Although the licensee believes the deterioration does not present a condition of any safety significance, the licensee has embarked on a program to rejuvenate the 50 acre mangrove tract.
The licensee has installed a piping system to water the tract.
The piping system draws water from the intake canal and pumps it through PVC pipe to the northern edge of the 50 acre tract, where the water releases along the whole edge of the tract.
Pooled water in the tract is eventually released back to the intake canal.
The licensee believes that much of the 50 acre tract that is deteriorated will be restored in a few years.
The PM believes that the licensee is acting in a responsible manner to restore the tract, since there is no requirement to do so.
Plant Chan e/Modification Packa es A number of Unit 1 plant change/modification packages were reviewed by the PM.
Emphasis was placed on the safety evaluation conducted by the licensee.
These were St. Lucie Unit 1/Unit 2 security systems (141-81); electrical penetration E-4 nozzle (003-184);
steam line radiation monitor weather enclosure (024-184);
and environmental qualification update (077-186).
Unit 2 plant change/modifi-cation packages were reviewed during a prior 1987 site visit.
All safety
evaluations were adequate.
It should be noted that the security system plant change/modification package contained safeguards information and:it was stored in a locked file cabinet, as required.

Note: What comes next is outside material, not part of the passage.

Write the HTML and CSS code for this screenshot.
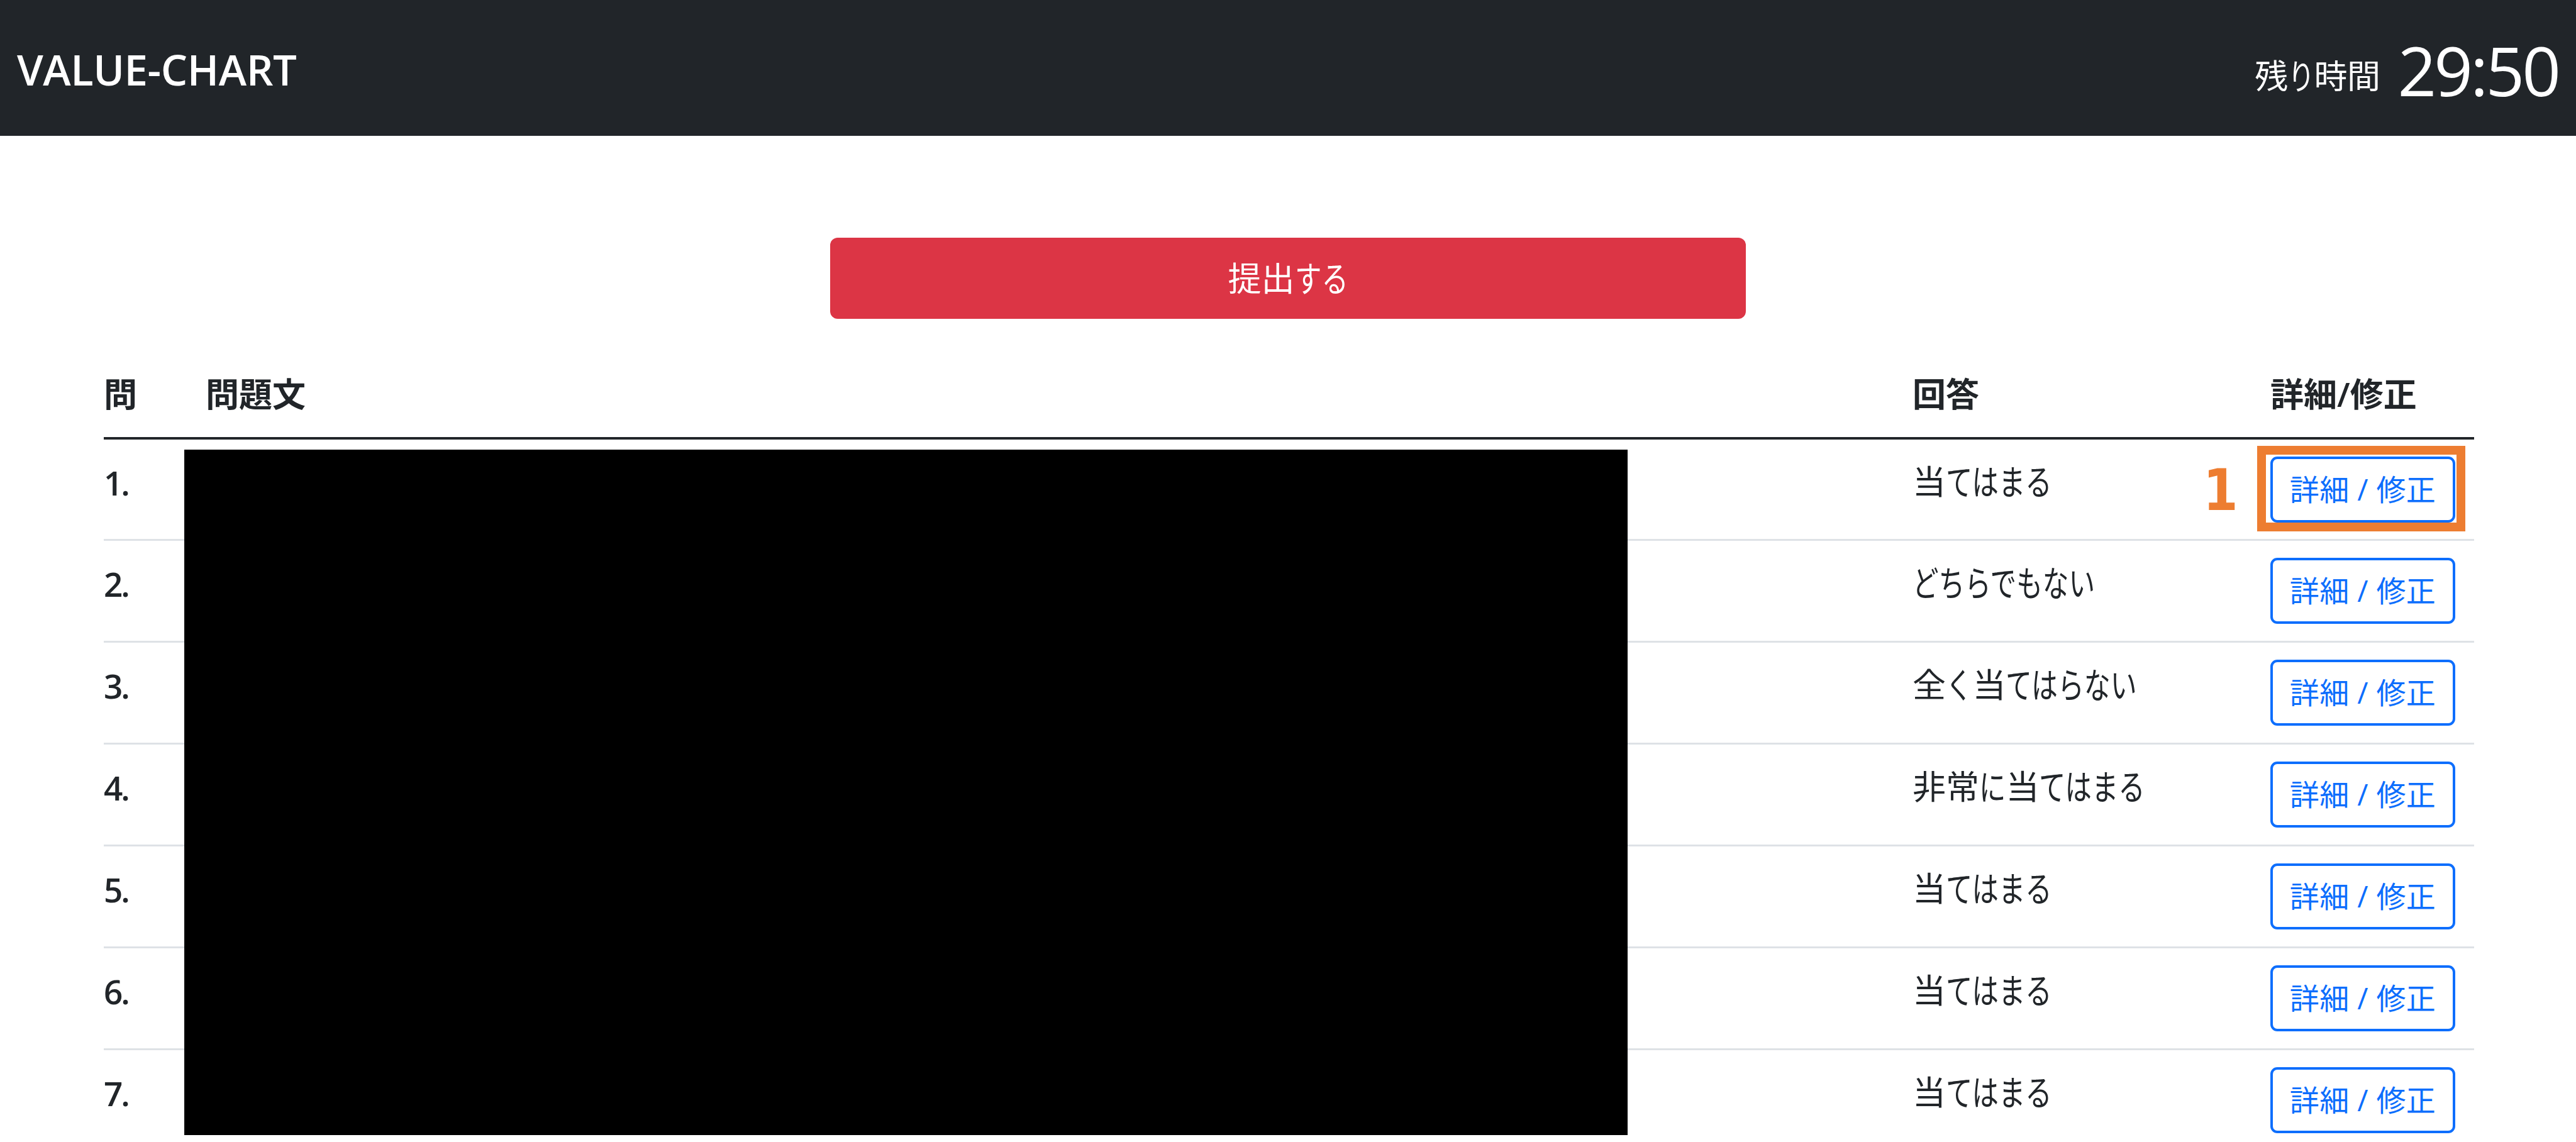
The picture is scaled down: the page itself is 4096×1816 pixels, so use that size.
FILE: index.html
```
<!DOCTYPE html>
<html lang="ja">

<head>
  <meta charset="UTF-8">
  <meta name="viewport" content="width=device-width, initial-scale=1.0">
  <title>VALUE-CHART</title>
  <link rel="stylesheet" href="styles.css">
</head>

<body>
  <header class="navbar">
    <div class="brand">VALUE-CHART</div>
    <div class="timer">
      <span class="timer-label">残<span class="kana k1">り</span>時間</span>
      <span class="timer-value">29:50</span>
    </div>
  </header>

  <main class="container">
    <button type="button" class="btn-submit">提出<span class="kana k2">する</span></button>

    <div class="answers">
      <table class="table">
        <colgroup>
          <col class="col-no">
          <col class="col-question">
          <col class="col-answer">
          <col class="col-action">
        </colgroup>
        <thead>
          <tr>
            <th>問</th>
            <th>問題文</th>
            <th>回答</th>
            <th>詳細/修正</th>
          </tr>
        </thead>
        <tbody>
          <tr>
            <th>1.</th>
            <td></td>
            <td>当<span class="kana k4">てはまる</span></td>
            <td>
              <div class="action">
                <button type="button" class="btn-detail">詳細 / 修正</button>
                <div class="marker"></div>
                <div class="marker-no">1</div>
              </div>
            </td>
          </tr>
          <tr>
            <th>2.</th>
            <td></td>
            <td><span class="kana k7">どちらでもない</span></td>
            <td><button type="button" class="btn-detail">詳細 / 修正</button></td>
          </tr>
          <tr>
            <th>3.</th>
            <td></td>
            <td>全<span class="kana k1">く</span>当<span class="kana k5">てはらない</span></td>
            <td><button type="button" class="btn-detail">詳細 / 修正</button></td>
          </tr>
          <tr>
            <th>4.</th>
            <td></td>
            <td>非常<span class="kana k1">に</span>当<span class="kana k4">てはまる</span></td>
            <td><button type="button" class="btn-detail">詳細 / 修正</button></td>
          </tr>
          <tr>
            <th>5.</th>
            <td></td>
            <td>当<span class="kana k4">てはまる</span></td>
            <td><button type="button" class="btn-detail">詳細 / 修正</button></td>
          </tr>
          <tr>
            <th>6.</th>
            <td></td>
            <td>当<span class="kana k4">てはまる</span></td>
            <td><button type="button" class="btn-detail">詳細 / 修正</button></td>
          </tr>
          <tr>
            <th>7.</th>
            <td></td>
            <td>当<span class="kana k4">てはまる</span></td>
            <td><button type="button" class="btn-detail">詳細 / 修正</button></td>
          </tr>
        </tbody>
      </table>
      <div class="mask"></div>
    </div>
  </main>
</body>

</html>
```

FILE: styles.css
```
* {
  box-sizing: border-box;
}

body {
  margin: 0;
  height: 1816px;
  overflow: hidden;
  background-color: #ffffff;
  color: #212529;
  font-family: "Open Sans", "Noto Sans CJK JP", sans-serif;
  font-size: 53px;
  line-height: 80px;
}

.navbar {
  display: flex;
  justify-content: space-between;
  height: 216px;
  padding: 0 28px 0 27px;
  background-color: #212529;
  color: #ffffff;
}

.brand {
  padding-top: 70px;
  font-size: 67px;
  font-weight: 600;
  letter-spacing: -0.4px;
}

.timer {
  display: flex;
  align-items: flex-start;
  gap: 28px;
}

.timer-label {
  padding-top: 81px;
  letter-spacing: -0.5px;
}

.timer-value {
  padding-top: 32px;
  font-size: 108px;
  line-height: 160px;
  letter-spacing: -4px;
}

/* narrow kana, like a UI gothic */
.kana {
  display: inline-block;
  transform: scale(0.8, 1.06);
  transform-origin: left center;
}

.k1 {
  margin-right: -0.2em;
}

.k2 {
  margin-right: -0.4em;
}

.k4 {
  margin-right: -0.8em;
}

.k5 {
  margin-right: -1em;
  transform: scale(0.79, 1.06);
}

.k7 {
  margin-right: -1.4em;
  transform: scale(0.785, 1.06);
}

.container {
  width: 3769px;
  margin-left: 165px;
  padding-top: 162px;
}

button {
  display: block;
  padding: 0;
  font-family: inherit;
  cursor: pointer;
}

.btn-submit {
  width: 1456px;
  height: 129px;
  margin-left: 1155px;
  border: none;
  border-radius: 12px;
  background-color: #dc3545;
  color: #ffffff;
  font-size: 53px;
  line-height: 129px;
}

.answers {
  position: relative;
  margin-top: 30px;
}

.table {
  width: 100%;
  table-layout: fixed;
  border-collapse: separate;
  border-spacing: 0;
}

.col-no {
  width: 162px;
}

.col-question {
  width: 2714px;
}

.col-answer {
  width: 569px;
}

.col-action {
  width: 324px;
}

th,
td {
  padding: 27px 0;
  border-bottom: 3px solid #dee2e6;
  text-align: left;
  vertical-align: top;
  font-weight: 400;
  white-space: nowrap;
}

th {
  font-weight: 600;
}

thead th {
  padding: 50px 0 28px;
  border-bottom: 4px solid #212529;
}

tbody th {
  padding-top: 29px;
  letter-spacing: -3px;
}

tbody tr:first-child th,
tbody tr:first-child td {
  padding-bottom: 26px;
}

.action {
  position: relative;
}

.btn-detail {
  width: 294px;
  height: 105px;
  border: 4px solid #0d6efd;
  border-radius: 11px;
  background-color: #ffffff;
  color: #0d6efd;
  font-size: 47px;
  line-height: 97px;
  letter-spacing: 0.4px;
}

.marker {
  position: absolute;
  top: -17px;
  left: -21px;
  width: 331px;
  height: 136px;
  border: 14px solid #ed7d31;
}

.marker-no {
  position: absolute;
  top: 1px;
  left: -107px;
  color: #ed7d31;
  font-family: "DejaVu Sans", sans-serif;
  font-size: 91px;
  font-weight: 700;
  line-height: 105px;
  transform: scaleX(0.88);
  transform-origin: left center;
}

/* question text is blacked out */
.mask {
  position: absolute;
  top: 178px;
  left: 128px;
  width: 2295px;
  height: 1090px;
  background-color: #000000;
}
```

In addition, the environmental "
qualification update plant change/modification package is a good example of a change made under 10 CFR 50.59 that is not hardware-orientated.
It demonstrates that the licensee envelopes all changes described in the FSAR into their change program, not just hardware changes.
Tours The PM conducted various tours.
Particular emphasis was placed on the reactor auxiliary building (RAB) for each unit.
The PM toured all levels inside the RAB's and the ground level outside the RAB's and fuel handling buildings.
All outside doors to the RAB's were closed as required.
All outside doors to the fuel handling buildings were closed as required, except for one door on the Unit 2 fuel handling building, which was open because new fuel was just received onsite and was just moved into the building.
A guard was posted since the door was open, and personnel were working in the immediate area.
The licensee has had difficulties in the past in keeping all the RAB doors closed.
The reason for keeping the doors closed is if an airborne radiological release occurred in the RAB, an open door would represent an unmonitored and unfiltered escape pathway and partially defeat the purpose of the RAB ventilation cleanup and filtration system.
Significant improvement has been noted.
Housekeeping was also excellent in both RAB's.
The PM noted a possible discrepancy in the shield building wall penetration (No. 57) associated with the containment mini-purge system line (Unit 2).
The PM noted that the piping run went through the penetration, but the area between the outside of the line and the inside of the penetration was not sealed.
The PM could not determine if the unsealed area went through the entire depth of the shield building wall.
The concern would be a leak pathway between the containment annulus and the reactor auxiliary building, thereby partially prohibiting the shield building ventilation system from fulfilling its design function of purging the annulus area and filtering the purged air prior to release to the atmosphere.
This discrepancy was discussed with the licensee.
The licensee personnel showed the PM by way of drawings that the seal between the outside of the pipe and the inside of the penetration was made at the inside of the shield building wall.
The licensee also stated that the leak tightness of the annulus area is periodically checked to ensure that there is no unacceptable leakage.
The explanation afforded by the licensee resolved the PM's concern.